IMPORTANT: ALWAYS SUPERVISE CHILDREN AND DOGS WHEN TOGETHER. For example, at playtime and feeding time. Dogs get tired very quickly so they must have somewhere to go away from the children. A good idea is a dog crate, this will be his den, a place to rest and will save you endless worry and stress.
Teach the children to teach the dog to sit before any fuss or treats are given. Try not to let children and dog ‘roll around’ on the floor play fighting.

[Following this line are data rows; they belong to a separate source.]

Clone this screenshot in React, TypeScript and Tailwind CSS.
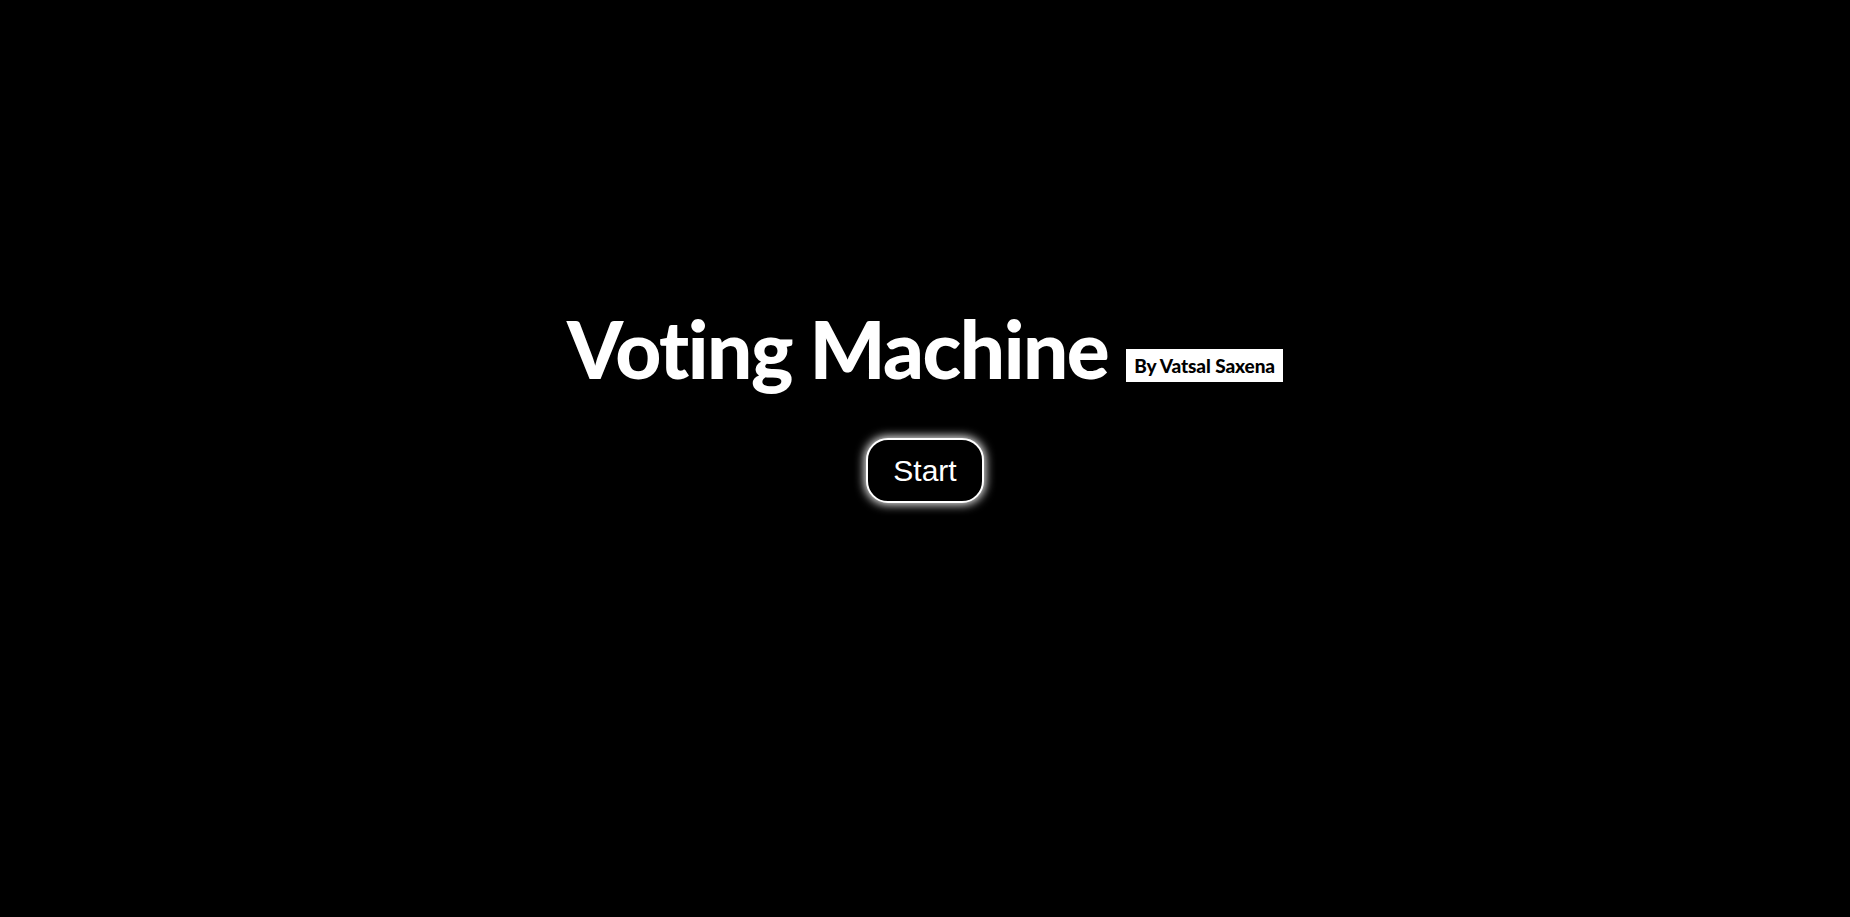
export default function App() {
  return (
    <div className="min-h-screen w-full bg-black flex flex-col items-center pt-[308px]">
      <div className="flex items-end gap-[18px]">
        <h1 className="text-white font-black text-[80px] leading-none tracking-[-1.5px] font-['Lato',sans-serif]">
          Voting Machine
        </h1>
        <span className="bg-white text-black font-black text-[19px] px-[8px] py-[4px] mb-[6px] leading-[25px] tracking-[-0.1px] font-['Lato',sans-serif]">
          By Vatsal Saxena
        </span>
      </div>
      <button className="mt-[50px] w-[118px] h-[65px] rounded-[22px] border-2 border-white bg-black text-white text-[30px] shadow-[0_0_10px_2px_rgba(255,255,255,0.9)] font-['Liberation_Sans',Arial,sans-serif]">
        Start
      </button>
    </div>
  );
}
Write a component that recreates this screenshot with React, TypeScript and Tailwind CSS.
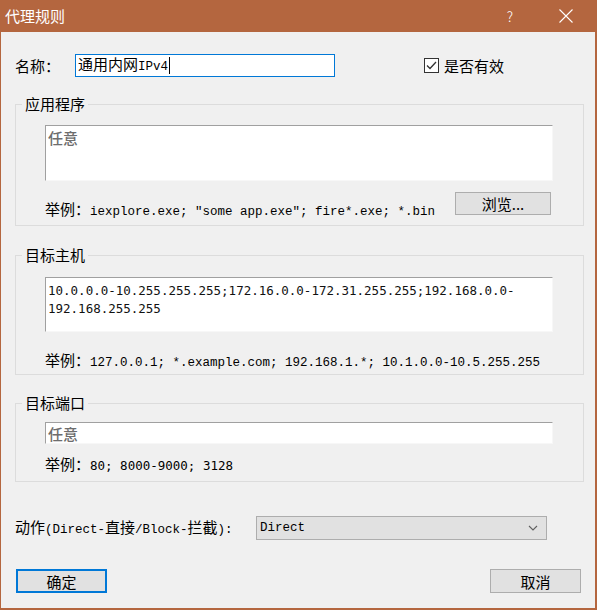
import React from 'react';

const cjk = { fontFamily: '"Noto Sans CJK SC", "Noto Sans", sans-serif' };

// latin part of NSimSun-like text: half width of the 15px CJK glyphs
function Mono({ children }: { children: React.ReactNode }) {
  return <span className="font-[family-name:Liberation_Mono,monospace] text-[12.5px]">{children}</span>;
}

function SunkenBox({ className, children }: { className: string; children?: React.ReactNode }) {
  return (
    <div className={`bg-white border-t border-l border-t-[#a0a0a0] border-l-[#a0a0a0] border-r border-b border-r-[#f7f7f7] border-b-[#f7f7f7] ${className}`}>
      {children}
    </div>
  );
}

function Group({ title, className, children }: { title: string; className: string; children: React.ReactNode }) {
  return (
    <fieldset className={`w-[569px] border border-[#dcdcdc] ${className}`}>
      <legend className="ml-[6px] px-[3px] text-[15px] leading-[14px] text-black">{title}</legend>
      {children}
    </fieldset>
  );
}

export default function App() {
  return (
    <div className="w-[597px] h-[610px] bg-[#f0f0f0] border-l border-r-2 border-b-2 border-[#b4663f] text-black" style={cjk}>
      {/* title bar */}
      <div className="h-[32px] bg-[#b4663f] flex items-center text-white">
        <span className="ml-[4px] text-[15px] leading-none pb-[1px]">代理规则</span>
        <span className="ml-auto mr-[46px] text-[14px] font-light leading-none">?</span>
        <svg width="14" height="14" viewBox="0 0 14 14" className="mr-[22px]">
          <path d="M0.5 0.5 L13.5 13.5 M13.5 0.5 L0.5 13.5" stroke="white" strokeWidth="1.1" fill="none" />
        </svg>
      </div>

      <div className="pl-[14px] pt-[22px]">
        {/* name row */}
        <div className="flex items-center h-[23px]">
          <span className="w-[60px] text-[15px] leading-none">名称：</span>
          <div className="w-[260px] h-[23px] border border-[#0078d7] bg-white flex items-center pl-[2px]">
            <span className="text-[15px] leading-[17px] whitespace-nowrap">
              通用内网<Mono>IPv4</Mono>
            </span>
            <span className="w-px h-[17px] bg-black ml-[1px]" />
          </div>
          <div className="ml-[89px] flex items-center">
            <div className="w-[15px] h-[15px] border border-[#333] bg-white flex items-center justify-center">
              <svg width="11" height="9" viewBox="0 0 11 9">
                <path d="M1 4.5 L4 7.5 L10 1" stroke="#333" strokeWidth="1.3" fill="none" />
              </svg>
            </div>
            <span className="ml-[5px] text-[15px] leading-none">是否有效</span>
          </div>
        </div>

        {/* application */}
        <Group title="应用程序" className="mt-[20px]">
          <div className="pl-[29px] pt-[14px] pb-[10px]">
            <SunkenBox className="w-[508px] h-[56px] pl-[2px] pt-[4px]">
              <div className="text-[15px] leading-[15px] text-[#6d6d6d] font-medium">任意</div>
            </SunkenBox>
            <div className="flex items-end justify-between w-[508px] mt-[11px]">
              <div className="h-[15px] text-[15px] leading-[15px] mb-[-1px] whitespace-nowrap">
                举例：<Mono>iexplore.exe; "some app.exe"; fire*.exe; *.bin</Mono>
              </div>
              <button className="w-[96px] h-[23px] mr-[2px] bg-[#e1e1e1] border border-[#adadad] text-[15px] leading-none">
                浏览...
              </button>
            </div>
          </div>
        </Group>

        {/* hosts */}
        <Group title="目标主机" className="mt-[22px]">
          <div className="pl-[29px] pt-[15px] pb-[7px]">
            <SunkenBox className="w-[508px] h-[55px] pl-[2px] pt-[4px]">
              <div className="font-[family-name:DejaVu_Sans_Mono,monospace] text-[12.5px] leading-[18px] text-[#111]">
                <div>10.0.0.0-10.255.255.255;172.16.0.0-172.31.255.255;192.168.0.0-</div>
                <div>192.168.255.255</div>
              </div>
            </SunkenBox>
            <div className="mt-[20px] h-[15px] text-[15px] leading-[15px] whitespace-nowrap">
              举例：<Mono>127.0.0.1; *.example.com; 192.168.1.*; 10.1.0.0-10.5.255.255</Mono>
            </div>
          </div>
        </Group>

        {/* ports */}
        <Group title="目标端口" className="mt-[21px]">
          <div className="pl-[29px] pt-[12px] pb-[10px]">
            <SunkenBox className="w-[508px] h-[22px] pl-[2px] flex items-center">
              <span className="text-[15px] leading-[15px] text-[#6d6d6d] font-medium">任意</span>
            </SunkenBox>
            <div className="mt-[12px] h-[15px] text-[15px] leading-[15px] whitespace-nowrap">
              举例：<span className="font-[family-name:DejaVu_Sans_Mono,monospace] text-[12.5px]">80; 8000-9000; 3128</span>
            </div>
          </div>
        </Group>

        {/* action */}
        <div className="flex items-center mt-[34px] h-[24px]">
          <span className="w-[241px] text-[15px] leading-none whitespace-nowrap">
            动作<Mono>(Direct-</Mono>直接<Mono>/Block-</Mono>拦截<Mono>):</Mono>
          </span>
          <div className="w-[291px] h-[24px] bg-[#e1e1e1] border border-[#adadad] flex items-center pl-[3px] pr-[8px]">
            <Mono>Direct</Mono>
            <svg width="10" height="6" viewBox="0 0 10 6" className="ml-auto">
              <path d="M1 1 L5 5 L9 1" stroke="#606060" strokeWidth="1.1" fill="none" />
            </svg>
          </div>
        </div>

        {/* buttons */}
        <div className="flex justify-between w-[569px] mt-[29px]">
          <button className="ml-[1px] w-[91px] h-[24px] bg-[#e1e1e1] border-2 border-[#0078d7] text-[15px] leading-none">
            确定
          </button>
          <button className="mr-[3px] w-[91px] h-[24px] bg-[#e1e1e1] border border-[#adadad] text-[15px] leading-none">
            取消
          </button>
        </div>
      </div>
    </div>
  );
}
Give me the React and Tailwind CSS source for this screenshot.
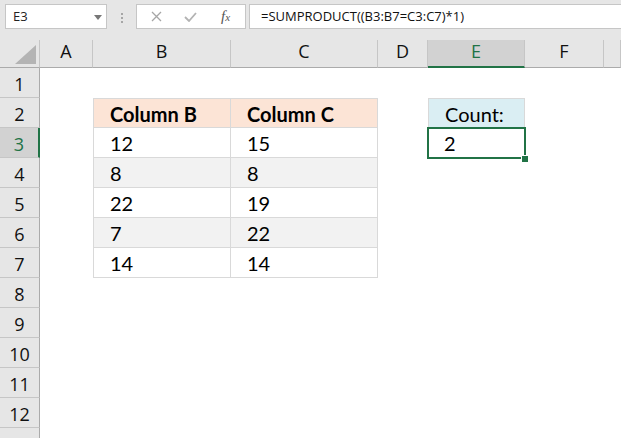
import React from 'react';

const COLS = ['A', 'B', 'C', 'D', 'E', 'F', 'G'];
const ROWS = [1, 2, 3, 4, 5, 6, 7, 8, 9, 10, 11, 12, 13];

const values = {
  2: { B: 'Column B', C: 'Column C', E: 'Count:' },
  3: { B: '12', C: '15', E: '2' },
  4: { B: '8', C: '8' },
  5: { B: '22', C: '19' },
  6: { B: '7', C: '22' },
  7: { B: '14', C: '14' },
};

const FormulaBar = () => (
  <div className="flex items-start h-[40px] bg-[#e6e6e6] pt-[4px] pl-[5px] font-['Open_Sans',sans-serif]">
    {/* name box */}
    <div className="relative flex items-center w-[102px] h-[25px] bg-white border border-[#c6c6c6] pl-[7px] text-[13px] text-[#222]">
      E3
      <svg className="absolute right-[4px] top-[10px]" width="8" height="5" viewBox="0 0 8 5">
        <path d="M0 0 L8 0 L4 5 Z" fill="#777" />
      </svg>
    </div>
    {/* drag dots */}
    <div className="flex flex-col gap-[2px] ml-[14px] mt-[9px]">
      <span className="w-[2px] h-[2px] bg-[#a6a6a6]" />
      <span className="w-[2px] h-[2px] bg-[#a6a6a6]" />
      <span className="w-[2px] h-[2px] bg-[#a6a6a6]" />
    </div>
    {/* cancel / enter / fx */}
    <div className="flex items-center w-[110px] h-[25px] ml-[13px] bg-white border border-[#c6c6c6]">
      <svg className="ml-[14px]" width="11" height="11" viewBox="0 0 11 11">
        <path d="M1 1 L10 10 M10 1 L1 10" stroke="#a6a6a6" strokeWidth="1.3" />
      </svg>
      <svg className="ml-[22px]" width="13" height="10" viewBox="0 0 13 10">
        <path d="M1 5 L5 9 L12 1" stroke="#b3b3b3" strokeWidth="1.8" fill="none" />
      </svg>
      <span className="ml-[24px] italic font-['Liberation_Serif',serif] text-[15px] text-[#555] leading-none">
        f<span className="text-[11px]">x</span>
      </span>
    </div>
    {/* formula input */}
    <div className="flex items-center flex-1 h-[25px] ml-[3px] bg-white border-y border-l border-[#c6c6c6] pl-[11px] text-[13px] text-[#111]">
      =SUMPRODUCT((B3:B7=C3:C7)*1)
    </div>
  </div>
);

const ColumnHeader = ({ col }) => {
  if (col === 'E') {
    return (
      <div className="flex items-end justify-center h-[28px] bg-[#d2d2d2] border-r border-[#c6c6c6] border-b-2 border-b-[#217346] text-[#217346] pb-[1px]">
        {col}
      </div>
    );
  }
  // column G is mostly off screen, its letter isn't visible
  return (
    <div className="flex items-end justify-center h-[28px] bg-[#e6e6e6] border-r border-[#c6c6c6] border-b border-b-[#ababab] text-[#111] pb-[2px]">
      {col !== 'G' && col}
    </div>
  );
};

const RowHeader = ({ row }) => {
  if (row === 3) {
    return (
      <div className="h-[30px] bg-[#d2d2d2] border-b border-[#c6c6c6] border-r-2 border-r-[#217346] text-center leading-[30px] pt-[1px] text-[#217346]">
        {row}
      </div>
    );
  }
  return (
    <div className="h-[30px] bg-[#e6e6e6] border-b border-[#c6c6c6] border-r border-r-[#ababab] text-center leading-[30px] pt-[1px] text-[#111]">
      {row}
    </div>
  );
};

const Cell = ({ row, col }) => {
  const text = values[row] && values[row][col];
  const inTable = (col === 'B' || col === 'C') && row >= 2 && row <= 7;

  if (inTable) {
    let cls = 'h-[30px] pl-4 pt-[1px] leading-[29px] border-r border-b border-[#d9d9d9]';
    if (row === 2) cls += ' bg-[#fce4d6] font-bold border-t';
    else if (row === 4 || row === 6) cls += ' bg-[#f2f2f2]';
    else cls += ' bg-white';
    if (col === 'B') cls += ' border-l';
    return <div className={cls}>{text}</div>;
  }

  if (col === 'E' && row === 2) {
    return (
      <div className="h-[30px] pl-4 pt-[1px] leading-[28px] bg-[#daeef3] border border-[#d9d9d9]">
        {text}
      </div>
    );
  }

  if (col === 'E' && row === 3) {
    return (
      <div className="relative h-[30px] pl-4 pt-[1px] leading-[29px]">
        {text}
        <div className="absolute -top-[1px] -left-[1px] -right-[1px] -bottom-[1px] border-2 border-[#217346]" />
        <div className="absolute -right-[3px] -bottom-[4px] w-[6px] h-[6px] bg-[#217346] outline outline-1 outline-white" />
      </div>
    );
  }

  return <div className="h-[30px] bg-white" />;
};

export default function App() {
  return (
    <div className="w-[621px] h-[438px] overflow-hidden bg-white">
      <FormulaBar />
      <div className="grid grid-cols-[40px_53px_138px_147px_50px_97px_79px_1fr] text-[18px] font-['Open_Sans',sans-serif]">
        {/* corner */}
        <div className="relative h-[28px] bg-[#e6e6e6] border-r border-[#c6c6c6] border-b border-b-[#ababab]">
          <svg className="absolute left-[15px] top-[5px]" width="21" height="19" viewBox="0 0 21 19">
            <path d="M21 0 L21 19 L0 19 Z" fill="#b4b4b4" />
          </svg>
        </div>
        {COLS.map((c) => (
          <ColumnHeader key={c} col={c} />
        ))}

        {ROWS.map((r) => (
          <React.Fragment key={r}>
            <RowHeader row={r} />
            {COLS.map((c) => (
              <div key={c} className="font-['Lato',sans-serif] text-[20px] text-black">
                <Cell row={r} col={c} />
              </div>
            ))}
          </React.Fragment>
        ))}
      </div>
    </div>
  );
}
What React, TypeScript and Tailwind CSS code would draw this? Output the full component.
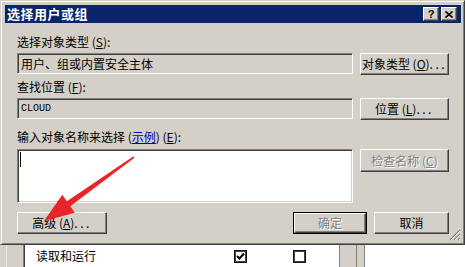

The dog will get excited and play biting can get out of hand if the children have not been taught how to stop the play. It also means that the dog will see the children as litter mates because the children do not know how to read the canine body language. Better to let the child play ball with the dog and focus attention on the ball, the child then stops the game by putting the ball away. A well-known phrase by APBC member John Rogerson is ‘Control the games and control the dog’.
Let your child add tasty food to the dog’s food bowl. Anyone then approaching the food will not be seen as a threat.
Stress to children that the dog is not a toy and will be with the family for the rest of its life.
The first 6–18 weeks are the most important. Teach children how to handle the dog calmly. Dog school is the best place to teach both children and dogs.
If you know someone who has a baby, introduce the dog and baby under supervision. This may prove beneficial if you or friends are thinking of adding to your family whilst you have a dog.
DO NOT ALLOW CHILDREN TO ABUSE YOUR DOG. He/she is a living, breathing animal that can feel pain, annoyance and who can be driven by his instincts to do the unexpected in certain circumstances. If we are lucky, he’ll be fairly tolerant, but what right do we have to take advantage of that?
FINALLY AND MOST IMPORTANTLY, NEVER, NEVER, UNDER ANY CIRCUMSTANCES, LEAVE YOUR DOG ALONE WITH A CHILD – not even to pop out for a few minutes. Take one or the other with you.
Don’t take a risk, which you may regret later.